This has nothing to do with being "in love with tech". This is about the quality of output of people who are employed as programmers but aren't. One can be "in love" and suck, while other can "hate" and be very good at what they do. The reason why the situation the way it is that that human nature which pushes everyone towards a place where they can be lazy and ignorant meets no resistance.

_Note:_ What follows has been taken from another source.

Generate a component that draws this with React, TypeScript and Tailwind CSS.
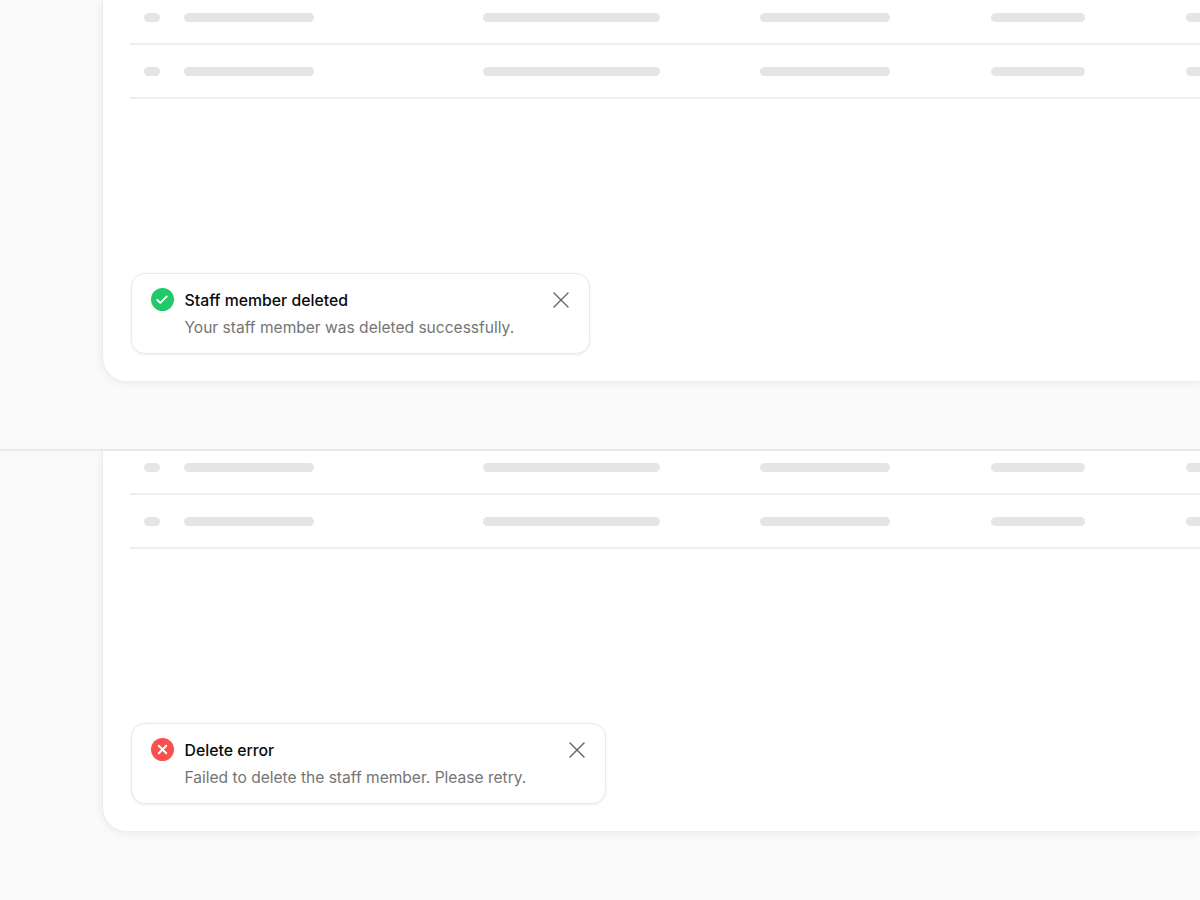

While in many other professions there's a market for high-quality products, like very expensive and very high-quality watches, cars, photo equipment, clothes, food... in programming there's no market for anything that's trying for quality rather than time to market, price or reach. There's no niche, when it comes to programming market that would pay tenfold or hundred times more for a higher-quality product. That's why in industrial setting nobody is trying to make high-quality products, even though some, naively, come with this idea into the trade, they are quickly shown the reality where nobody cares.

Nathanba
wouldnt it have been easier to port the Haxe code to AS3? afaik both language are very similar. Then you wouldn't have a problem and you wouldnt have to rely on them to learn your codebase. Likewise I doubt that the parser being written in C was the problem, the problem was probably that (I assume?) you didnt also provide the convenient python bindings. Otherwise it's hard to believe that someone would throw away finished code. I myself was in a similar situation once though, I bound to an external java code via JNI and it worked fine. But they ended up rewriting via HTTP calls anyway. Sure it's easier that way but I mean damn.. not even keeping it around as an option or as a benchmark seems a bit too lazy. But I still understood why they did it, it's just a source of possible errors for them and they don't want to deal with it. Also I wouldn't want to inherit Prolog code either because it's an ancient niche language, IDE and docs and everything else is probably terrible.
nerdponx
> The problem was I wrote the parser in C. This is what enabled good performance. When my manager came back to work, she realized she declared that she doesn't know C and will never learn (even though she wasn't related directly to the project), and the project was thrown to the dogs.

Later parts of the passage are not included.